David Lindorff: The film is now available in theaters. Tell your theater to contact Magnolia, the distributor, and this, and get, and that, you know, because it’s being received really well when it’s, when it’s played. It also is available now for streaming on Amazon Prime and Vudu. I think it’s called.
Mickey Huff: So, so Dave Lindorff, can you give information, a website for you, a way people can follow more of your work? I mean, again, this is an extraordinary project that you’ve been working on for some time, both producing the film and also the book that’s coming out this fall on Ted Hall.
But again, I want to remind listeners that you are a veteran investigative muckraking reporter in every great way, in every way that that entails. You’ve been doing this for a very long time. And you just have a treasure trove of amazing independent journalism that, that, people should really know about if they don’t already.
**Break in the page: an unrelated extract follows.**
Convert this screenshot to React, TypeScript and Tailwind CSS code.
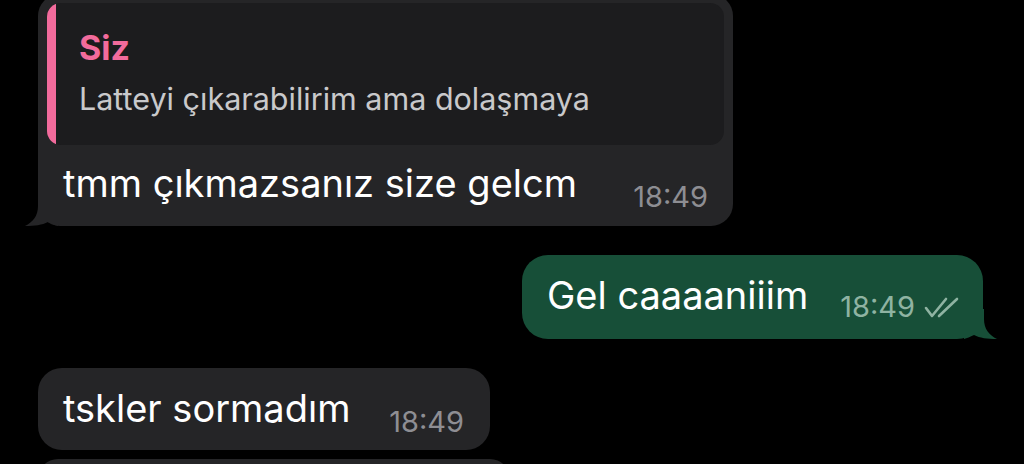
import React from "react";

function LeftTail() {
  return (
    <svg className="absolute left-[-14px] bottom-0" width="34" height="30" viewBox="0 0 34 30">
      <path d="M14 0 L14 10 C14 20 9 26 1 30 C11 30 18 29 24 26 C28 28 31 29 34 30 L34 0 Z" fill="#252527" />
    </svg>
  );
}

function RightTail() {
  return (
    <svg className="absolute right-[-15px] bottom-0" width="34" height="30" viewBox="0 0 34 30">
      <path d="M20 0 L20 10 C20 20 25 26 33 30 C23 30 16 29 10 26 C6 28 3 29 0 30 L0 0 Z" fill="#174f38" />
    </svg>
  );
}

function Checks() {
  return (
    <svg className="mt-[5px]" width="38" height="22" viewBox="0 0 38 22" fill="none" stroke="#8fb3a2" strokeWidth="2.6" strokeLinecap="round" strokeLinejoin="round">
      <path d="M3 11 L9 19 L23 2" />
      <path d="M16 19 L34 2" />
    </svg>
  );
}

export default function App() {
  return (
    <div
      className="w-[1024px] h-[464px] bg-black overflow-hidden flex flex-col"
      style={{ fontFamily: "Inter, 'Noto Sans', sans-serif" }}
    >
      {/* Incoming bubble with reply */}
      <div className="relative shrink-0 ml-[38px] mt-[-6px] w-[695px] h-[232px] bg-[#252527] rounded-[22px] pt-[9px] px-[9px]">
        <div className="relative h-[142px] bg-[#1c1c1e] rounded-[14px] overflow-hidden pl-[32px] pt-[28px]">
          <div className="absolute left-0 top-0 bottom-0 w-[9px] bg-[#f26b9c]" />
          <div className="text-[34px] leading-[34px] font-bold text-[#f26b9c]">Siz</div>
          <div className="text-[30.5px] leading-[30px] mt-[19px] text-[#c9c9cb] whitespace-nowrap">
            Latteyi çıkarabilirim ama dolaşmaya
          </div>
        </div>
        <div className="flex items-start pl-[16px] pr-[16px] mt-[19px]">
          <span className="text-[38px] leading-[38px] text-white whitespace-nowrap">tmm çıkmazsanız size gelcm</span>
          <span className="ml-auto mt-[18px] text-[29px] leading-[29px] text-[#8e8e93]">18:49</span>
        </div>
        <LeftTail />
      </div>

      {/* Outgoing bubble */}
      <div className="relative shrink-0 self-end mr-[41px] mt-[29px] w-[461px] h-[84px] bg-[#174f38] rounded-[26px] flex items-start pl-[25px] pr-[22px]">
        <span className="mt-[21px] text-[38px] leading-[38px] text-white whitespace-nowrap">Gel caaaaniiim</span>
        <span className="ml-auto mt-[37px] flex items-start gap-[8px]">
          <span className="text-[29px] leading-[29px] text-[#8fb3a2]">18:49</span>
          <Checks />
        </span>
        <RightTail />
      </div>

      {/* Incoming bubble */}
      <div className="relative shrink-0 ml-[38px] mt-[29px] w-[452px] h-[82px] bg-[#252527] rounded-[24px] flex items-start pl-[25px] pr-[26px]">
        <span className="mt-[21px] text-[38px] leading-[38px] text-white whitespace-nowrap">tskler sormadım</span>
        <span className="ml-auto mt-[39px] text-[29px] leading-[29px] text-[#8e8e93]">18:49</span>
      </div>

      {/* Next bubble peeking */}
      <div className="shrink-0 ml-[38px] mt-[9px] w-[472px] h-[40px] bg-[#252527] rounded-[24px]" />
    </div>
  );
}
So can you please give some people some places to find your work? I know you’ve done counterpunch, this can’t be happening, but give people a couple of places to find your work.
David Lindorff: [digital glitch] if people go to this can’t be happening.net, which is a collectively run journalism news site I founded. I put everything I do on that site…[digital glitch]
Mickey Huff: So the website for Dave Lindorff’s work is this can’t be happening. net. You can see all of his work there. His new book will be out this fall, Spy for No Country, the story of Ted Hall, the teenage atomic spy who may have saved the world will be out on Prometheus and also, producer behind the film about the same subject with Steve James, a compassionate spy.
Dave Lindorff, as ever and always, thanks for your very important work historically, journalistically, always amazing to catch up with you and talk with you. I really appreciate you taking the time to come back to the Project Censored show today.
David Lindorff: And thank you for having me on, Mickey.
Mickey Huff: Always a pleasure, Dave, always.